For Longshao, it is important that Songxi not only preserve symbols of its historical prosperity, such as the Shao and Xu ancestral homes, but that it also conserve several marks of those traumatic years. While we were speaking, he asked Lufu to guide several of us, including a student from Zhejiang and a friend studying abroad in China, to buildings where we could see evidence of the invasion.
“We still have the henji — a word that literally mean “traces” — “of the Japanese invasion,” Lufu said, as he led us off the main Taiqi square and down a narrow street that led Southeast into the village. At a juncture where four such alley-like streets came together, he paused and pointed up to a three story house. “The first two floors were refurbished during 1820 and 1861, when two major fires swept through the village. “But look at the third,” he said. “Those are the stones from the river, and they were placed there in the early 1950s. Gunshots and mortar fire often razed the third floors of local houses during the occupation…after the war, the village was still recovering — it was poor, and the people had no way to bring in a stronger stone.”


Perhaps one of the reasons that Longshao insists that the village retain these sites, and that people like Lufu explain them to us as visitors, is that the occupation itself radically altered his own life, and in ways that are seldom visible to others. Unable to attend school, he did not learn to read or write until the early 1950s, when he attended evening classes that were part of the saomangyundong, or the campaign to eliminate illiteracy initiated by Mao Zedong’s Communist party in Beijing.

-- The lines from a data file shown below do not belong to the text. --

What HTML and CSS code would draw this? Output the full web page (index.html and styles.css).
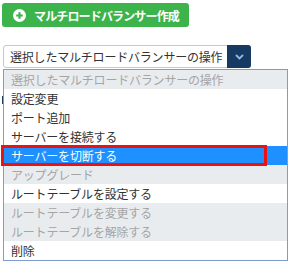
FILE: index.html
```html
<!DOCTYPE html>
<html lang="ja">
<head>
  <meta charset="UTF-8">
  <title>マルチロードバランサー</title>
  <link rel="stylesheet" href="styles.css">
</head>
<body>
  <div class="toolbar">
    <button class="btn-create">
      <svg class="plus-icon" width="13" height="13" viewBox="0 0 13 13">
        <circle cx="6.5" cy="6.5" r="6.5" fill="#fff"/>
        <path d="M6.5 3.2v6.6M3.2 6.5h6.6" stroke="#3cb44b" stroke-width="2.2"/>
      </svg>
      マルチロードバランサー作成
    </button>
  </div>

  <div class="ops">
    <div class="select-box">
      <span class="select-label">選択したマルチロードバランサーの操作</span>
      <span class="select-arrow">
        <svg width="9" height="6" viewBox="0 0 9 6">
          <path d="M1 1l3.5 3.5L8 1" fill="none" stroke="#8fb8ea" stroke-width="1.8"/>
        </svg>
      </span>
    </div>

    <!-- table header behind the open list -->
    <div class="table-head"></div>

    <ul class="dropdown">
      <li class="off">選択したマルチロードバランサーの操作</li>
      <li>設定変更</li>
      <li>ポート追加</li>
      <li>サーバーを接続する</li>
      <li class="active">サーバーを切断する</li>
      <li class="off">アップグレード</li>
      <li>ルートテーブルを設定する</li>
      <li class="off">ルートテーブルを変更する</li>
      <li class="off">ルートテーブルを解除する</li>
      <li>削除</li>
    </ul>
    <div class="mark"></div>
  </div>
</body>
</html>
```

FILE: styles.css
```css
html,
body {
  min-height: 264px;
}

body {
  margin: 0;
  font-family: "Noto Sans CJK JP", "DejaVu Sans", sans-serif;
  font-size: 12px;
  color: #333;
  background: #fff;
}

.toolbar {
  padding: 3px 0 0 2px;
}

.btn-create {
  display: flex;
  align-items: center;
  height: 24px;
  padding: 0 10px 0 11px;
  background: #3cb44b;
  color: #fff;
  font-family: inherit;
  font-size: 12px;
  font-weight: bold;
  letter-spacing: -0.85px;
  border: none;
  border-radius: 3px;
}

.plus-icon {
  margin-right: 8px;
}

.ops {
  position: relative;
  height: 237px;
  box-sizing: border-box;
  padding: 18px 0 0 3px;
}

.select-box {
  display: flex;
  width: 248px;
  height: 23px;
  box-sizing: border-box;
  border: 1px solid #c8c8c8;
  border-radius: 3px;
  background: #fff;
}

.select-label {
  flex: 1;
  padding-left: 6px;
  line-height: 21px;
  letter-spacing: -0.2px;
  white-space: nowrap;
  overflow: hidden;
}

.select-arrow {
  display: flex;
  align-items: center;
  justify-content: center;
  width: 24px;
  margin: -1px -1px -1px 0;
  background: #173a63;
  border-radius: 0 3px 3px 0;
}

.table-head {
  height: 8px;
  margin: 28px 0 0 -1px;
  background: #1d3a5f;
}

.dropdown {
  position: absolute;
  top: 42px;
  left: 3px;
  width: 283px;
  margin: 0;
  padding: 0;
  list-style: none;
  border: 1px solid #7f9dcc;
  background: #fff;
}

.dropdown li {
  height: 19px;
  line-height: 19px;
  padding-left: 7px;
  letter-spacing: -0.2px;
  white-space: nowrap;
}

.dropdown li.off {
  background: #e9ecef;
  color: #a5a5a5;
}

.dropdown li.active {
  background: #1e90ff;
  color: #fff;
}

.mark {
  position: absolute;
  top: 118px;
  left: 1px;
  width: 260px;
  height: 15px;
  border: 3px solid #ee1111;
}
```
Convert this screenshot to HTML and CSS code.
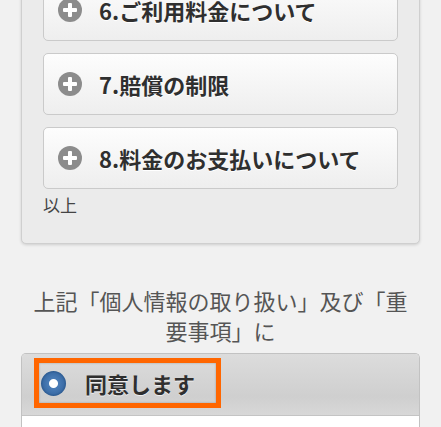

While many after the war attended such classes and acquired basic literary, the years of missed education left an indelible, though invisible, mark on the population here. “We didn’t just want to learn characters, we wanted to go to school,” Longshao says. “That was tough, losing that possibility, and then entering a world where it was not possible. We returned and had to work.”
Towards the end of our conversation, I wanted to hear more about Longshao’s views on present day military interventions, and the growing concern that both China and the U.S. are not only feuding in the South China Sea, but also enacting policies that have directly threatened the livelihoods of its own citizens, and people trying to enter the country. In response, Longshao told us that he is not an activist, and he insisted that he mostly remains outside of political conversations today. Yet, there is also something about the invasion’s effect on Songxi that Longshao hopes to counter, and this marks in a sense his own mode of resistance, his form of politicality. He told us that one of the changes that was hardest about the invasion of Songxi, and the years of suffering that followed, emerged through the loss of intimacy which the village once possessed. Narrow streets where one expected to see neighbors became lined with soldiers, and the local stores and producers were all co-opted into creating not for their fellow villagers, but for the Japanese army, and exporting them to unknown battle grounds and shores. And everyone in the village knew someone directly who had been killed, or sent to one of the nearby labor camps.
Songxi has in many ways reclaimed that intimacy on which it was founded — small shops line its alleys, locals greet each other and share their crops, and a sense of place has been deeply imbedded in nearly all of Songxi’s literal spaces — the streams, the bridges, the entryways each are associated with a different villager or family, and the rituals of carrying the long wooden Dragon through the streets have been restored. The question Longshao considered, and which many seem to be asking, is how a village respecting these rituals, and restoring them to daily life, will be able to keep its practices as many tourists begin to visit. The Municipal government has recently enacted a series of measures meant to bolster tourism — buildings in Songxi have been refurbished and retrofitted for visitors, and the weekends now see the arrival of large tourist buses. In one sense, this kind of globalization and modernization creates far less immediate, and far less threatening, menaces to the braids of closeness that underpin Songxi, than the siege did years ago. But in another, it potentially undermines the pace and rituals of life, as more people come to its streets often unaware of the complex stories and lives endured by its villagers.
This is not to say that Songxi should resist tourism, nor that it should always stand turned towards its past, but rather that acknowledging and recognizing the memories that many of its villagers still carry, and the fear and persistence they confronted and adopted, might ensure that stories like Longshao’s are not “arrested” or excised from the village’s narrative, but inscribed within it. They are, after all, stories which connect that era here with the lives of many who live through similar atrocities and occupations, and might create untapped pathways of connection, and not just within China but in communities around the world. Perhaps a memorial with a series of inscriptions and reflections from surviving villagers could make that possible; or perhaps, Songxi should add to its myriad atriums and small museum-like halls a few chapters on the years when the village nearly faced its end, and began its recovery. These might stand as henji, or marks, of the stories one cannot immediately see in the villagers that line its streets, and they’d remind visitors of the stories that are in fact imbedded in its very architecture.
The final story Longshao told us concerned his pension, which he receives monthly for the factory work he did throughout the 1970s and 80s. “It’s four-thousand yuan, which means I can live quite well, and cook good meals for myself, and the other villagers who often come join. Throughout the 1940s and 50s, my father earned very little money. I appreciate the food today, and think of how much my family would have enjoyed it.”
Long Shao paused as he spoke, and then, with a brief smile, gave us a firm wave goodbye, and walked into the garden behind Lu Fu’s calligraphy room, back into the Songxi that hummed with hidden silences, the undying shadows of loss and pain, and the hope that memories would be heard and born together.